The company’s model reassigns network intelligence from edge hardware to the cloud, transforming access points into low-cost transmission nodes while centralising traffic management and bandwidth allocation. This architecture directly addresses congestion and performance degradation in high-user-density environments.

Afam Anyika, Chief Executive Officer, Media King Nigeria, highlighted the cost dimension, noting that “60–70% of budgets” in traditional deployments are infrastructure-driven, positioning the new model as a capital efficiency play.

Commercial viability is structured around indirect monetisation, with free end-user access funded through advertising, data analytics, and public sector applications. This introduces a platform-based revenue model, where connectivity becomes a gateway for data-driven services.

However, regulatory positioning remains contested. The company’s interpretation of licensing requirements, particularly under the Nigerian Communications Commission’s Internet Code of Practice, introduces compliance ambiguity.
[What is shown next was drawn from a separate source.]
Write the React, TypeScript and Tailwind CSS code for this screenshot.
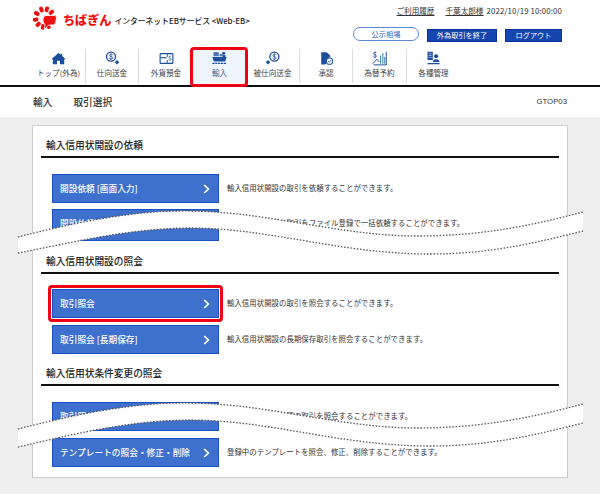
const font = "font-['Noto_Sans_CJK_JP','Liberation_Sans',sans-serif]";

function Logo() {
  const petals = [-20, 15, 50, 85, 120, 155, 190, 225, 260, 300];
  return (
    <svg width="24" height="24" viewBox="0 0 24 24" className="shrink-0">
      {petals.map((a) => (
        <rect key={a} x="9.6" y="0.2" width="3.8" height="5.6" rx="1.3" fill="#ee1111" transform={`rotate(${a} 11.5 12)`} />
      ))}
      <path d="M13 9.5 H21 C23 9.5 23.6 10.5 23.4 12.5 L22.6 16.5 C22.3 18 21 18.6 19.5 18.8 L15.5 19.2 L11.5 23.5 L12 18.5 C10.2 17.5 9.6 15 10.2 12.5 C10.6 10.5 11.5 9.5 13 9.5Z" fill="#ee1111" stroke="#fff" strokeWidth="0.8" />
    </svg>
  );
}

const stroke = "#1d4e9e";
const icons: Record<string, React.ReactNode> = {
  home: <path d="M10 2.5 L13 5 V3.5 H15 V6.8 L19 10.2 L17.6 11.6 V17.5 H12 V13 H8 V17.5 H2.4 V11.6 L1 10.2Z" fill={stroke} />,
  send: (<g><circle cx="8" cy="7.5" r="6" fill="none" stroke={stroke} strokeWidth="1.8" /><path d="M10.4 5.2 C9.5 4 6 4 6 6 C6 8 10.4 7 10.4 9 C10.4 11 6.8 11 5.6 9.8 M8 3 V12" fill="none" stroke={stroke} strokeWidth="1" /><path d="M16 12 L19 15 L16 18 L13 15Z" fill={stroke} /></g>),
  dep: (<g><rect x="1.5" y="3.5" width="17" height="13" rx="1" fill="none" stroke={stroke} strokeWidth="1.5" /><path d="M2 9 H10" stroke={stroke} strokeWidth="1.5" /><path d="M11 4 V8 M11 12 V16" stroke={stroke} strokeWidth="1.2" /><path d="M16.2 7.5 C15.5 6.6 13 6.7 13 8.2 C13 9.8 16.2 9.3 16.2 11 C16.2 12.5 13.6 12.5 12.8 11.6" fill="none" stroke={stroke} strokeWidth="1" /></g>),
  ship: (<g><path d="M2 1.5 H9 V7 H2Z" fill="#4a74b8" /><rect x="10" y="4" width="4" height="3" fill="#4a74b8" /><circle cx="15.5" cy="3" r="2" fill={stroke} /><path d="M14 5.5 H18 V9 H14Z" fill={stroke} /><path d="M0.5 8 H19.5 L17.5 14 H2.5Z" fill={stroke} /><path d="M0.5 16.5 H19.5" stroke={stroke} strokeWidth="1.6" strokeDasharray="3 0.8" /></g>),
  recv: (<g><circle cx="12.5" cy="7.5" r="6" fill="none" stroke={stroke} strokeWidth="1.8" /><path d="M14.9 5.2 C14 4 10.5 4 10.5 6 C10.5 8 14.9 7 14.9 9 C14.9 11 11.3 11 10.1 9.8 M12.5 3 V12" fill="none" stroke={stroke} strokeWidth="1" /><path d="M4 12 L7 15 L4 18 L1 15Z" fill={stroke} /></g>),
  ok: (<g><path d="M3 1.5 H10 L15 6 V8 C11 9 9.5 12 10 16 L8 18 H3Z" fill={stroke} /><circle cx="14" cy="13.5" r="4.2" fill="#fff" stroke={stroke} strokeWidth="1.4" /><path d="M12.2 13.5 L13.7 15 L16 12.2" fill="none" stroke={stroke} strokeWidth="1.1" /></g>),
  fx: (<g><path d="M6 2.5 C5 1.3 2 1.5 2 3.5 C2 5.5 6 4.8 6 6.8 C6 8.6 3 8.8 1.8 7.6 M4 0.5 V10" fill="none" stroke={stroke} strokeWidth="1" /><path d="M1 17 L6.5 11 L9.5 14.5 M19 1 V18.5 H2" fill="none" stroke={stroke} strokeWidth="1.3" /><path d="M11.5 6 V17 M14.5 3 V17 M17 8 V17" stroke="#3a86a8" strokeWidth="1.4" /></g>),
  mgmt: (<g><rect x="2" y="1" width="7" height="11" fill={stroke} /><path d="M3.5 3.5 H7.5 M3.5 6 H7.5 M3.5 8.5 H7.5" stroke="#fff" strokeWidth="0.7" /><circle cx="13.5" cy="7" r="2.8" fill={stroke} /><path d="M9 14.5 C9 10 18 10 18 14.5Z" fill={stroke} /><path d="M2 16.8 H18" stroke={stroke} strokeWidth="1.8" /></g>),
};

const tabs: [string, string, number][] = [
  ["トップ(外為)", "home", 54],
  ["仕向送金", "send", 53],
  ["外貨預金", "dep", 54],
  ["輸入", "ship", 53],
  ["被仕向送金", "recv", 54],
  ["承認", "ok", 53],
  ["為替予約", "fx", 54],
  ["各種管理", "mgmt", 53],
];

function Nav() {
  return (
    <div className="flex pl-[32px] h-[36px] items-start">
      {tabs.map(([label, icon, w], i) => {
        const active = label === "輸入";
        const sep = i < tabs.length - 1 && !active && tabs[i + 1][0] !== "輸入";
        return (
          <div
            key={label}
            className={`relative flex flex-col items-center h-[34px] pt-[2px] shrink-0 ${sep ? "border-r border-[#dddddd]" : ""} ${active ? "bg-[#eef4fc]" : ""}`}
            style={{ width: w }}
          >
            <svg width="15" height="15" viewBox="0 0 20 20" className="shrink-0">{icons[icon]}</svg>
            <span className={`text-[7.6px] leading-[12px] mt-[1px] whitespace-nowrap ${active ? "text-[#4a5f80]" : "text-[#444444]"}`}>{label}</span>
            {active && <div className="absolute -left-[3px] -top-[2px] -right-[2px] -bottom-[4px] border-[3px] border-[#f00014] rounded-[4px]" />}
          </div>
        );
      })}
    </div>
  );
}

function Btn({ label, desc, hl, tall }: { label: string; desc: string; hl?: boolean; tall?: boolean }) {
  return (
    <div className="flex items-start">
      <div className={`relative w-[167px] bg-[#3e70cd] border border-[#1a4fc4] shrink-0 ${tall ? "h-[32px]" : "h-[29px]"}`}>
        <div className="flex items-center justify-between h-[27px] pl-[7px] pr-[8px]">
          <span className="text-white text-[8.7px] font-medium whitespace-nowrap">{label}</span>
          <svg width="7" height="10" viewBox="0 0 7 10" className="shrink-0"><path d="M1.2 1 L5.4 5 L1.2 9" fill="none" stroke="#fff" strokeWidth="1.7" /></svg>
        </div>
        {hl && <div className="absolute -inset-[5px] border-[3px] border-[#f00014] rounded-[4px]" />}
      </div>
      <span className="ml-[8px] h-[27px] flex items-center text-[7.45px] text-[#333333] whitespace-nowrap">{desc}</span>
    </div>
  );
}

type Item = { label: string; desc: string; hl?: boolean; tall?: boolean };

function Section({ title, items, cls, pad }: { title: string; items: Item[]; cls: string; pad: string }) {
  return (
    <div className={cls}>
      <div className="mx-[8px] border-b-2 border-[#111111] pl-[5px] h-[23px] text-[9.7px] font-medium leading-[20px] text-[#222222]">{title}</div>
      <div className={`pl-[19px] flex flex-col ${pad}`}>
        {items.map((it) => <Btn key={it.label} {...it} />)}
      </div>
    </div>
  );
}

function Wave({ top, last }: { top: number; last?: boolean }) {
  const a = "M18 45 C70 32 130 18 190 19 C270 20 340 44 417 44 C480 44 530 34 583 20";
  const b = last
    ? "M18 63 C70 51 130 36 190 36 C270 36 340 62 430 62 C490 62 535 51 583 39"
    : "M18 61 C70 51 130 36 190 36 C270 36 340 62 430 62 C490 62 535 51 583 39";
  const rev = last
    ? "L583 39 C535 51 490 62 430 62 C340 62 270 36 190 36 C130 36 70 51 18 63Z"
    : "L583 39 C535 51 490 62 430 62 C340 62 270 36 190 36 C130 36 70 51 18 61Z";
  return (
    <svg width="600" height="70" viewBox="0 0 600 70" className="absolute left-0" style={{ top }}>
      <path d={a + rev} fill="#fff" />
      <path d={a} fill="none" stroke="#555" strokeWidth="1.3" strokeDasharray="1.5 1.7" />
      <path d={b} fill="none" stroke="#555" strokeWidth="1.3" strokeDasharray="1.5 1.7" />
    </svg>
  );
}

export default function App() {
  return (
    <div className={`relative w-[600px] h-[494px] overflow-hidden bg-[#eeeeee] ${font}`}>
      <div className="bg-white h-[87px] border-b-[2px] border-[#111111]">
        <div className="flex h-[49px]">
          <div className="flex items-start pl-[33px] pt-[6px] w-[300px]">
            <Logo />
            <span className="ml-[6px] mt-[6px] text-[#ee1111] text-[12.1px] font-black leading-[16px] whitespace-nowrap">ちばぎん</span>
            <span className="ml-[3px] mt-[9px] text-[7.8px] leading-[12px] text-[#222222] whitespace-nowrap font-medium">インターネットEBサービス &lt;Web-EB&gt;</span>
          </div>
          <div className="flex-1 flex flex-col items-end pr-[38px] pt-[5px]">
            <div className="flex items-center h-[12px] text-[7.6px] text-[#333333] whitespace-nowrap">
              <span className="underline">ご利用履歴</span>
              <span className="underline ml-[11px]">千葉太郎様</span>
              <span className="ml-[3px] text-[7.9px] tracking-[0.1px]">2022/10/19 10:00:00</span>
            </div>
            <div className="flex items-start mt-[10px] gap-[8px]">
              <div className="w-[66px] h-[14px] rounded-full border border-[#5b8ad6] text-[7.2px] text-[#2a62b8] flex items-center justify-center">公示相場</div>
              <div className="w-[70px] h-[13px] mt-[2px] bg-[#1545ae] border border-[#0f2f9e] text-white text-[7.2px] flex items-center justify-center">外為取引を終了</div>
              <div className="w-[57px] h-[13px] mt-[2px] bg-[#1545ae] border border-[#0f2f9e] text-white text-[7.2px] flex items-center justify-center">ログアウト</div>
            </div>
          </div>
        </div>
        <Nav />
      </div>
      <div className="bg-white h-[30px] flex items-center justify-between px-[33px] text-[9.7px] text-[#333333]">
        <div className="flex gap-[21px] font-medium"><span>輸入</span><span>取引選択</span></div>
        <span className="text-[7.8px] font-['Liberation_Sans',sans-serif]">GTOP03</span>
      </div>
      <div className="px-[32px] pt-[8px]">
        <div className="w-[536px] h-[353px] bg-white border border-[#cccccc] pt-[9px]">
          <Section
            title="輸入信用状開設の依頼"
            cls=""
            pad="pt-[16px] gap-[6px]"
            items={[
              { label: "開設依頼 [画面入力]", desc: "輸入信用状開設の取引を依頼することができます。" },
              { label: "開設依頼 [ファイル登録]", desc: "輸入信用状開設の取引をファイル登録で一括依頼することができます。", tall: true },
            ]}
          />
          <Section
            title="輸入信用状開設の照会"
            cls="mt-[10px]"
            pad="pt-[15px] gap-[7px]"
            items={[
              { label: "取引照会", desc: "輸入信用状開設の取引を照会することができます。", hl: true },
              { label: "取引照会 [長期保存]", desc: "輸入信用状開設の長期保存取引を照会することができます。" },
            ]}
          />
          <Section
            title="輸入信用状条件変更の照会"
            cls="mt-[9px]"
            pad="pt-[16px] gap-[7px]"
            items={[
              { label: "取引照会", desc: "輸入信用状条件変更の取引を照会することができます。" },
              { label: "テンプレートの照会・修正・削除", desc: "登録中のテンプレートを照会、修正、削除することができます。" },
            ]}
          />
        </div>
      </div>
      <Wave top={192} />
      <Wave top={384} last />
    </div>
  );
}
While Media King asserts reliance on partnerships with licensed providers, enforcement clarity will be critical to scalability.

The broader implication is a shift from infrastructure-led connectivity to service-layer innovation, where network efficiency, cost structure, and monetisation models determine viability.

DATA BOX

  • Deployment target: Nigeria as African launch market
  • Budget structure: 60–70% infrastructure cost in traditional models
  • Business model: Free WiFi funded by advertising and data services
  • Use cases: Urban connectivity, public services, analytics, advertising
  • Expansion potential: Continental rollout following Nigeria validation

WHO WINS / WHO LOSES
Media King gains first-mover advantage in deploying alternative connectivity architecture in a high-demand market.

Local partners benefit from reduced capital requirements and operational participation.

End users gain access to free public connectivity.

Traditional infrastructure-heavy providers may face competitive pressure from lower-cost models.

POLICY SIGNALS
The deployment highlights regulatory gaps in defining licensing frameworks for hybrid connectivity models.

It signals increasing relevance of public-private partnerships in broadband expansion.

There is also a shift towards data-driven infrastructure as part of urban service delivery.

INVESTOR SIGNAL
The model presents a differentiated infrastructure-light investment opportunity, particularly in high-density emerging markets.

Investor interest will depend on regulatory clarity, monetisation efficiency, and scalability beyond pilot deployments.

RISK RADAR
Regulatory risk remains significant, particularly around licensing and compliance with Nigerian Communications Commission requirements.

Execution risk is elevated in adapting the model to Nigeria’s power and infrastructure constraints.

Monetisation risk persists if advertising and data-driven revenues do not scale as projected.

Adoption risk exists in user behaviour and network reliability perception.

There is also scalability risk if initial deployments fail to demonstrate consistent performance under real demand conditions.